Around here the gas comes up a pipeline to one of two depots. There are two types at each depot. Some of the big name brands have an additive package, but in general there is "the good one" and "the cheaper one" and regardless of name brand, the owner of the station picks which one to put in his tanks and then the savvy driver needs to figure out which is which from the options around town. Yes, that is correct, there may be 7 different name brands but besides an additive package or two they all sell the same gas. This is common across the entire country. This happens when the country has about 1/3 the refineries it should.

I fill at two different stations, one is close to home(I live near nowhere-land surrounded by corn and hay) and the other is close to work. the guy that owns the station close to work puts better gas in, plus he is a normal minded guy and he also gets food from the local restaraunt service and serves it rather then typical gas station fare.
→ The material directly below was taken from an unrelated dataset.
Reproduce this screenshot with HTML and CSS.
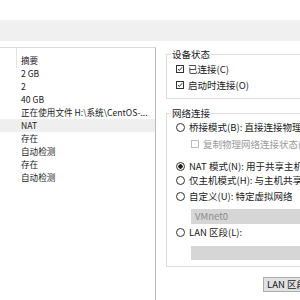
FILE: index.html
```html
<!DOCTYPE html>
<html lang="zh-CN">
<head>
    <meta charset="UTF-8">
    <title>虚拟机设置</title>
    <link rel="stylesheet" href="styles.css">
</head>
<body>
    <div class="titlebar"></div>
    <div class="band"></div>

    <div class="content">
        <div class="list">
            <div class="row">摘要</div>
            <div class="row">2 GB</div>
            <div class="row">2</div>
            <div class="row">40 GB</div>
            <div class="row">正在使用文件 H:\系统\CentOS-...</div>
            <div class="row sel">NAT</div>
            <div class="row">存在</div>
            <div class="row">自动检测</div>
            <div class="row">存在</div>
            <div class="row">自动检测</div>
        </div>

        <div class="panel">
            <fieldset class="group">
                <legend>设备状态</legend>
                <div class="opt">
                    <span class="check"><svg viewBox="0 0 8 8"><polyline points="1.2,4 3.2,6 6.8,1.6"/></svg></span>
                    <span>已连接(C)</span>
                </div>
                <div class="opt">
                    <span class="check"><svg viewBox="0 0 8 8"><polyline points="1.2,4 3.2,6 6.8,1.6"/></svg></span>
                    <span>启动时连接(O)</span>
                </div>
            </fieldset>

            <fieldset class="group net">
                <legend>网络连接</legend>
                <div class="opt radio-row">
                    <span class="radio"></span>
                    <span>桥接模式(B): 直接连接物理网络</span>
                </div>
                <div class="opt sub disabled">
                    <span class="check off"></span>
                    <span>复制物理网络连接状态(P)</span>
                </div>
                <div class="opt radio-row gap">
                    <span class="radio on"></span>
                    <span>NAT 模式(N): 用于共享主机的 IP 地址</span>
                </div>
                <div class="opt radio-row">
                    <span class="radio"></span>
                    <span>仅主机模式(H): 与主机共享的专用网络</span>
                </div>
                <div class="opt radio-row custom">
                    <span class="radio"></span>
                    <span>自定义(U): 特定虚拟网络</span>
                </div>
                <div class="select">VMnet0</div>
                <div class="opt radio-row lan">
                    <span class="radio"></span>
                    <span>LAN 区段(L):</span>
                </div>
                <div class="select empty"></div>
            </fieldset>

            <button class="btn">LAN 区段(S)...</button>
        </div>
    </div>
</body>
</html>
```

FILE: styles.css
```css
body {
    margin: 0;
    width: 300px;
    height: 300px;
    overflow: hidden;
    background: #ffffff;
    color: #1a1a1a;
    font-family: "Noto Sans CJK SC", "Noto Sans", sans-serif;
    font-size: 9.5px;
}
.titlebar {
    height: 20px;
}
.band {
    height: 21px;
    background: #f0f0f0;
}
.content {
    display: flex;
    margin-top: 6px;
    height: 253px;
}
.list {
    position: relative;
    flex-shrink: 0;
    box-sizing: border-box;
    width: 156px;
    border-top: 1px solid #dadada;
    border-right: 1px solid #b9b9b9;
    padding-top: 6px;
    font-size: 8.6px;
}
.list::before {
    content: "";
    position: absolute;
    left: 16px;
    top: 0;
    width: 1px;
    height: 20px;
    background: #e3e3e3;
}
.row {
    height: 13px;
    line-height: 13px;
    padding-left: 21px;
    white-space: nowrap;
    overflow: hidden;
}
.row.sel {
    background: #efefef;
}

.panel {
    flex-shrink: 0;
    width: 220px;
    margin-left: 10px;
    padding-top: 1px;
}
.group {
    margin: 0;
    padding: 0 0 5px 4px;
    border: 1px solid #dcdcdc;
    border-right: none;
}
.group legend {
    padding: 0 1px;
    line-height: 13px;
    color: #222;
}
.opt {
    display: flex;
    align-items: center;
    gap: 4px;
    height: 16px;
    margin-left: 5px;
    white-space: nowrap;
}
.check {
    display: flex;
    box-sizing: border-box;
    width: 8px;
    height: 8px;
    border: 1px solid #333;
    background: #fff;
}
.check svg {
    width: 6px;
    height: 6px;
    fill: none;
    stroke: #222;
    stroke-width: 1.3;
    overflow: visible;
}
.check.off {
    border-color: #bcbcbc;
}

.net {
    margin-top: 8px;
    padding-bottom: 6px;
}
.radio-row {
    height: 14px;
}
.radio {
    box-sizing: border-box;
    width: 9px;
    height: 9px;
    border: 1px solid #333;
    border-radius: 50%;
    background: #fff;
}
.radio.on {
    background: radial-gradient(circle, #1f1f1f 0 2px, #fff 2.4px);
}
.sub {
    height: 14px;
    margin-top: 3px;
    margin-left: 20px;
}
.disabled {
    color: #9a9a9a;
}
.gap {
    margin-top: 8px;
}
.custom {
    margin-top: 2px;
}
.select {
    box-sizing: border-box;
    height: 15px;
    line-height: 15px;
    margin: 6px 0 0 20px;
    padding-left: 4px;
    background: #d6d6d6;
    color: #8c8c8c;
}
.lan {
    margin-top: 1px;
}
.select.empty {
    height: 14px;
    margin-top: 7px;
}
.btn {
    display: block;
    box-sizing: border-box;
    height: 15px;
    margin: 10px 0 0 97px;
    padding: 0 3px;
    border: 1px solid #adadad;
    background: #e1e1e1;
    color: #1a1a1a;
    font-family: inherit;
    font-size: 9.5px;
    line-height: 13px;
    white-space: nowrap;
}
```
For instance, he gets the same chicken tenders that go to the $12/plate place a few towns over. His cost $4. We get along well.
the one close to home gets better grade gas for the low octane and cheap for premium, go figure.
There is also 10% ethanol in lower octane here and no ethanol in premium. So that adds to the puzzle. the cheapest gas available requires the ethanol to bump the octane rating up or it wouldn't even make it to be legal to sell(starts life as 84 octane lol) obviously that is the stuff I avoid.

Please lets keep the thread from going political, thanks.